In debt collection, timing is everything. The right partner makes sure you never miss your window. Contact us Today!

FAQs

1. What is Verizon's debt collection, and how is it relevant to other creditors?

Verizon debt collection refers to both Verizon's internal process for recovering overdue telecom accounts and its broader participation in the third-party collections market. For organizations in sectors like healthcare and telecom, understanding Verizon's collections model provides a real-world benchmark for structuring their own receivables processes.

2. At what point should a creditor consider transferring accounts to a third-party collection agency?

Most industry practitioners recommend reviewing third-party placement at the 60 to 90 day past-due mark for accounts where internal recovery efforts have failed to produce a payment plan or response.

3. How does outsourcing debt collection affect customer relationships?

When managed well, third-party collections can actually preserve customer relationships better than in-house efforts, because professional collectors are trained to engage delinquent accounts respectfully, focus on resolution rather than conflict, and offer flexible payment pathways that reduce consumer stress.

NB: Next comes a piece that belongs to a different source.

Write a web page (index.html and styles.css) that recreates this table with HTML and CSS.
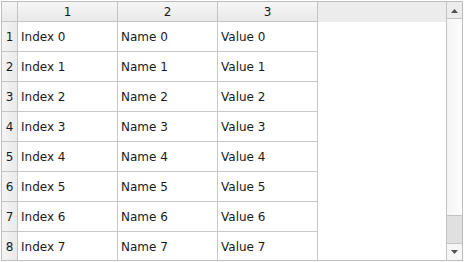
FILE: index.html
```html
<!DOCTYPE html>
<html>
<head>
<meta charset="utf-8">
<link rel="stylesheet" href="styles.css">
</head>
<body>
<div class="view">
  <div class="viewport">
    <div class="grid">
      <div class="hcell corner"></div>
      <div class="hcell col">1</div>
      <div class="hcell col">2</div>
      <div class="hcell col">3</div>
      <div class="hcell fill"></div>

      <div class="vh">1</div><div class="cell">Index 0</div><div class="cell">Name 0</div><div class="cell">Value 0</div><div class="blank"></div>
      <div class="vh">2</div><div class="cell">Index 1</div><div class="cell">Name 1</div><div class="cell">Value 1</div><div class="blank"></div>
      <div class="vh">3</div><div class="cell">Index 2</div><div class="cell">Name 2</div><div class="cell">Value 2</div><div class="blank"></div>
      <div class="vh">4</div><div class="cell">Index 3</div><div class="cell">Name 3</div><div class="cell">Value 3</div><div class="blank"></div>
      <div class="vh">5</div><div class="cell">Index 4</div><div class="cell">Name 4</div><div class="cell">Value 4</div><div class="blank"></div>
      <div class="vh">6</div><div class="cell">Index 5</div><div class="cell">Name 5</div><div class="cell">Value 5</div><div class="blank"></div>
      <div class="vh">7</div><div class="cell">Index 6</div><div class="cell">Name 6</div><div class="cell">Value 6</div><div class="blank"></div>
      <div class="vh">8</div><div class="cell">Index 7</div><div class="cell">Name 7</div><div class="cell">Value 7</div><div class="blank"></div>
    </div>
  </div>
  <div class="scrollbar">
    <div class="sb-btn"><svg width="9" height="5" viewBox="0 0 9 5"><path d="M1 5 L4.5 1 L8 5 Z" fill="#505050"/></svg></div>
    <div class="sb-track"><div class="sb-handle"></div></div>
    <div class="sb-btn"><svg width="9" height="5" viewBox="0 0 9 5"><path d="M1 0 L4.5 4 L8 0 Z" fill="#505050"/></svg></div>
  </div>
</div>
</body>
</html>
```
FILE: styles.css
```css
html, body {
  margin: 0;
  padding: 0;
  background: #ffffff;
}
body {
  padding: 1px 0 0 1px;
  width: 465px;
  height: 262px;
  box-sizing: border-box;
  font-family: "DejaVu Sans", sans-serif;
  font-size: 12px;
  color: #1a1a1a;
}
.view {
  width: 462px;
  height: 260px;
  box-sizing: border-box;
  border: 1px solid #bdbdbd;
  display: flex;
  background: #ffffff;
  overflow: hidden;
}
.viewport {
  flex: 1;
  overflow: hidden;
}
.grid {
  display: grid;
  grid-template-columns: 16px 100px 100px 100px 1fr;
  grid-template-rows: 20px repeat(8, 30px);
}
.hcell {
  background: linear-gradient(#f6f6f6, #e9e9e9);
  border-bottom: 1px solid #c4c4c4;
  display: flex;
  align-items: center;
  justify-content: center;
  line-height: 1;
}
.corner, .col {
  border-right: 1px solid #c4c4c4;
}
.fill {
  background: #ececec;
  border-bottom: none;
}
.vh {
  background: linear-gradient(90deg, #f4f4f4, #eaeaea);
  border-right: 1px solid #c4c4c4;
  border-bottom: 1px solid #c4c4c4;
  display: flex;
  align-items: center;
  justify-content: center;
}
.cell {
  border-right: 1px solid #c8c8c8;
  border-bottom: 1px solid #c8c8c8;
  display: flex;
  align-items: center;
  padding-left: 3px;
  white-space: nowrap;
}
.blank {
  background: #ffffff;
}
.scrollbar {
  width: 15px;
  border-left: 1px solid #c4c4c4;
  display: flex;
  flex-direction: column;
  background: linear-gradient(90deg, #f4f4f4, #fdfdfd);
}
.sb-btn {
  height: 16px;
  display: flex;
  align-items: center;
  justify-content: center;
  background: #ececec;
}
.sb-btn:first-child {
  border-bottom: 1px solid #c4c4c4;
}
.sb-btn:last-child {
  border-top: 1px solid #c4c4c4;
  background: #f6f6f6;
}
.sb-track {
  flex: 1;
  display: flex;
  flex-direction: column;
  justify-content: flex-end;
}
.sb-handle {
  height: 27px;
  background: #e0e0e0;
  border-top: 1px solid #c4c4c4;
}
```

4. Is it possible to sell a delinquent debt portfolio instead of placing it with a collector?

Yes. Debt sale, also referred to as bulk portfolio sale, is a common strategy for creditors who want a guaranteed return on aged or low-balance accounts rather than a variable recovery through contingency-based placement.

5. Who handles collections for Verizon?

Verizon initially manages overdue accounts through its internal collections team. If the balance remains unpaid, it may assign or sell the account to third-party collection agencies that continue the recovery process.

6. Which credit bureau is used by Verizon?

Verizon can report collection accounts to all three major credit bureaus, Experian, Equifax, and TransUnion. The exact bureau may vary, so it is important to review all three credit reports for accuracy.